Through design-oriented research, iterative design, and playtesting, Samaei created three prototype video games as pedagogical tools to motivate students to learn mathematics. She used Unity Engine, C#, Unity Assets, and 3DS Max. In her first prototype, Samaei worked on visualizing mathematical concepts in a game environment. In her second prototype, she focused on high school mathematics, particularly quadratic functions, and teaching students how to apply these concepts to real-life situations, in this case moving a truck through a tunnel. This was tested at the CFC lab by colleagues and industry professionals. The third prototype was an amalgamation of the findings of the two prior prototypes, and involved multiple iterations as well as user testing with students.
According to Samaei's research, there has been a decrease in mathematical scores from many nations, such as the United States. As mathematics is an important foundational subject for scientific, technological, engineering fields and more, it is increasingly important for students to understand mathematics in order to apply these concepts in their fields, as their work and success can help to maintain technological innovation and economic growth.
University of Chicago at Illinois: Feel the Burn: Exploring Design Parameters for Effortful Interaction for Education Games
In this study, the University of Chicago at Illinois Computer Science Department and Learning Sciences Research Institute explored the use of "effortful interaction" (a form of human-computer interaction where different sorts of physical interactions are used to communication information that rely solely on feedback from their own bodies) in order to communicate quantitative information to children. Through this research, they studied the effects of effortful interaction on children as they related to the duration, intensity, and model, and compared these results to similar research produced on adults.

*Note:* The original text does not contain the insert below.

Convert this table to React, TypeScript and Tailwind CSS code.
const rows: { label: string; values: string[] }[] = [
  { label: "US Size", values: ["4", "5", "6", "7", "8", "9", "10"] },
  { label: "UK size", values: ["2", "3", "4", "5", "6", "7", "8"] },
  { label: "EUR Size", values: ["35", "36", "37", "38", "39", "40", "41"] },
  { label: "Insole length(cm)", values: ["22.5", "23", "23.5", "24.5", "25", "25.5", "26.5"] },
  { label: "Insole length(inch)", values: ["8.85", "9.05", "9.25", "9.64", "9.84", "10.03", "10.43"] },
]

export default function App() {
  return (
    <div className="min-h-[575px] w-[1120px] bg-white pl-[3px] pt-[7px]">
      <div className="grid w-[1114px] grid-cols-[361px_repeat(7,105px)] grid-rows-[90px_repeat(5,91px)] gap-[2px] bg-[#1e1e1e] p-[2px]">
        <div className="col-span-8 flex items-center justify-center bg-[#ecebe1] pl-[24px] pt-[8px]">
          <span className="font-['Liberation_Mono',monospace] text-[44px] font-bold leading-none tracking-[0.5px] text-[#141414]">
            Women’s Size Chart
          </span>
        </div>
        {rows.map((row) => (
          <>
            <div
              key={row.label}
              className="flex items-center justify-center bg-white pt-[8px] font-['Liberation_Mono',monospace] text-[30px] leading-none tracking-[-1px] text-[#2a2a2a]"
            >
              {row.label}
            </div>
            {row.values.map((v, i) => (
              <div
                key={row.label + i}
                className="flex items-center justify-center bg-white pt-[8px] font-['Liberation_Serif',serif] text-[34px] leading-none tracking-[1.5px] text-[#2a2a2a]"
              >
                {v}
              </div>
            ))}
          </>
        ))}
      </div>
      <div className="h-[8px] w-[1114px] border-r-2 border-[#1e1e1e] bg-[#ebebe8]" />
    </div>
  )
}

These researchers used this study to explore the design challenges behind effectively communicating information in ways other than charts and graphs. Going beyond visuals, they explore the body as a tool to evaluate data and information, as it could potentially be more helpful in analyzing information. In this example, they wanted to illustrate information to audiences (particularly children) in informal science institutions, such as zoos and museums. They wanted information deriving from exhibits to be interactive and easily understood, yet could simultaneously be experienced and engaged with relatively quickly.

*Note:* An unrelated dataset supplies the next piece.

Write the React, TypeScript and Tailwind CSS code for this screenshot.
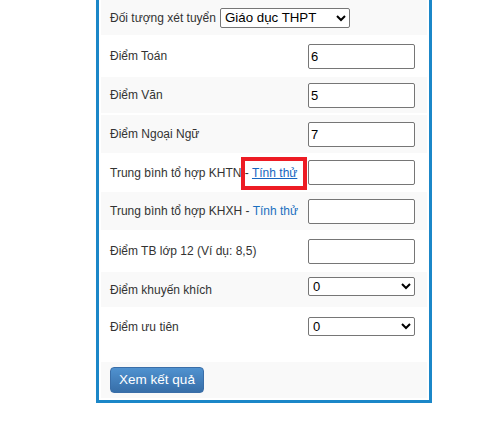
const rows = [
  { label: "Điểm Toán", value: "6", h: "h-[42px]", bg: "bg-white" },
  { label: "Điểm Văn", value: "5", h: "h-[36px]", bg: "bg-[#f9f9f9]" },
];

function ScoreInput({ value }: { value?: string }) {
  return (
    <input
      type="text"
      defaultValue={value}
      className="w-[107px] h-[25px] border border-[#767676] rounded-[2px] bg-white px-[2px] text-[13px] text-black outline-none"
    />
  );
}

function ScoreSelect() {
  return (
    <select className="w-[107px] h-[19px] border border-[#767676] rounded-[2px] bg-white text-[13px] text-black">
      <option>0</option>
      <option>0,5</option>
      <option>1</option>
    </select>
  );
}

export default function App() {
  return (
    <div className="w-[480px] h-[428px] bg-white font-['Liberation_Sans',Arial,sans-serif] text-[12px] text-[#333]">
      <div className="ml-[96px] w-[336px] border-x-[3px] border-b-[3px] border-[#1b87c8] px-[2px] pb-[2px] bg-white">
        <div className="h-[35px] bg-[#f9f9f9] flex items-center pl-[9px]">
          <span>Đối tượng xét tuyển</span>
          <select className="ml-[4px] w-[130px] h-[20px] border border-[#767676] rounded-[2px] bg-white text-[13.3px] text-black">
            <option>Giáo dục THPT</option>
            <option>Giáo dục thường xuyên</option>
          </select>
        </div>

        {rows.map((row) => (
          <div
            key={row.label}
            className={`${row.h} ${row.bg} flex items-center justify-between pl-[9px] pr-[12px]`}
          >
            <span>{row.label}</span>
            <ScoreInput value={row.value} />
          </div>
        ))}

        <div className="h-[2px] bg-white" />

        <div className="h-[38px] bg-[#f9f9f9] flex items-center justify-between pl-[9px] pr-[12px]">
          <span>Điểm Ngoại Ngữ</span>
          <ScoreInput value="7" />
        </div>

        <div className="relative h-[39px] bg-white flex items-center justify-between pl-[9px] pr-[12px]">
          <span>
            Trung bình tổ hợp KHTN -{" "}
            <a href="#" className="text-[#1565c0] underline">
              Tính thử
            </a>
          </span>
          <ScoreInput />
          <div className="absolute left-[140px] top-[4px] w-[66px] h-[33px] border-4 border-[#ed1c24]" />
        </div>

        <div className="h-[38px] bg-[#f9f9f9] flex items-center justify-between pl-[9px] pr-[12px]">
          <span>
            Trung bình tổ hợp KHXH -{" "}
            <a href="#" className="text-[#1a6fc0]">
              Tính thử
            </a>
          </span>
          <ScoreInput />
        </div>

        <div className="h-[42px] bg-white flex items-center justify-between pl-[9px] pr-[12px]">
          <span>Điểm TB lớp 12 (Ví dụ: 8,5)</span>
          <ScoreInput />
        </div>

        <div className="h-[35px] bg-[#f9f9f9] flex items-center justify-between pl-[9px] pr-[12px]">
          <span>Điểm khuyến khích</span>
          <div className="self-start mt-[5px]">
            <ScoreSelect />
          </div>
        </div>

        <div className="h-[55px] bg-white flex items-start justify-between pl-[9px] pr-[12px]">
          <span className="mt-[13px] leading-[14px]">Điểm ưu tiên</span>
          <div className="mt-[10px]">
            <ScoreSelect />
          </div>
        </div>

        <div className="h-[36px] bg-[#f9f9f9] flex items-center pl-[9px]">
          <button className="w-[94px] h-[26px] rounded-[4px] border border-[#3a6ea8] bg-linear-to-b from-[#5092d0] to-[#376ea8] text-white text-[13.5px]">
            Xem kết quả
          </button>
        </div>
      </div>
    </div>
  );
}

In order to study the impacts of "effortful interaction", these researchers produced a video game in a zoo that would communicate the effects of climate change on a polar bear. They created an embodied interactive game that had controllers such as polar bear slippers, polar bear gloves and hat. In the game, the user embodies a polar bear searching for seals. In order to cross ice, users can step with their polar bear slippers on pressure plates. In order to swim, users must use their gloves (which use accelerometers) and rotate them, as if they are swimming. The game goes through three different years: 1970, 2010, 2050. As the sea ice disappears, users must exert more energy through swimming to survive as a polar bear. This was communicated through weights added to the gloves. As polar bears exert 2.6 times the amount of calories when they swim rather than walk, the intention of this game was to communicate this information to the user in a similar ratio of energy through duration and intensity in this embodied and effortful interaction. The researchers would ask participants to rate the difficulty of walking versus the difficulty of swimming on a scale from 0 to 10.

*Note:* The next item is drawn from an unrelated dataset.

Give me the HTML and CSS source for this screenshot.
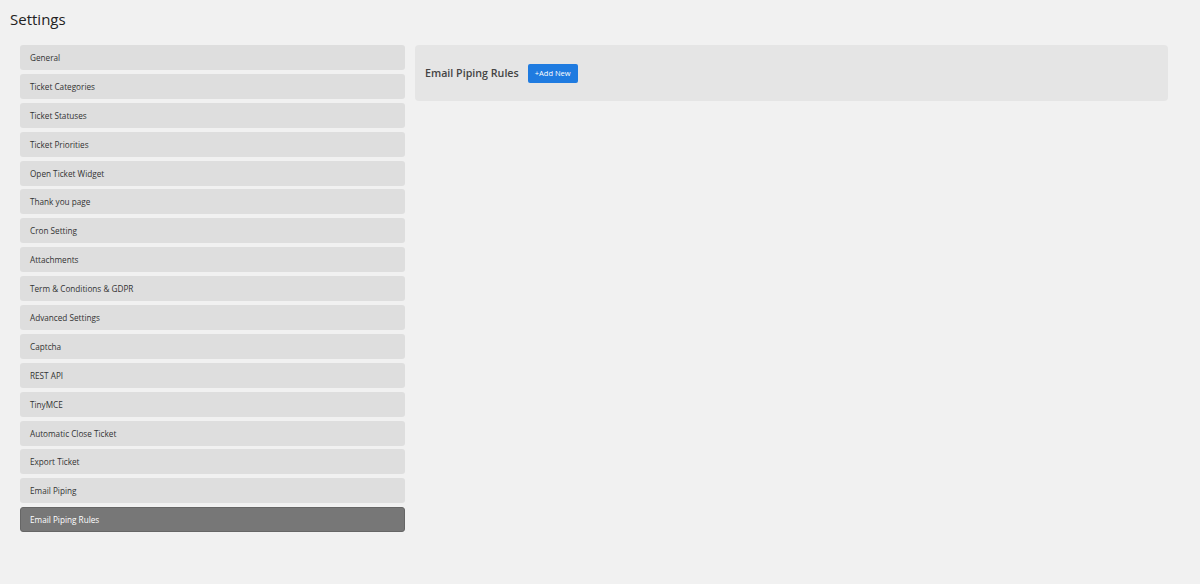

Research indicates that children, and to a greater extent, large audiences of all ages, have difficulty comprehending abstract and complex topics, such as mathematics and numerical data comparisons. Exploring the use of kinesthetics, proprioception, embodiment, and effortful interaction as a pedagogical tool can exponentially help us to communicate information, as the information becomes more accessible to various types of learners of all ages. These new modes to communicate abstract information can become exceedingly important, particularly when the information is vital for broad audiences to understand, such as climate change effects.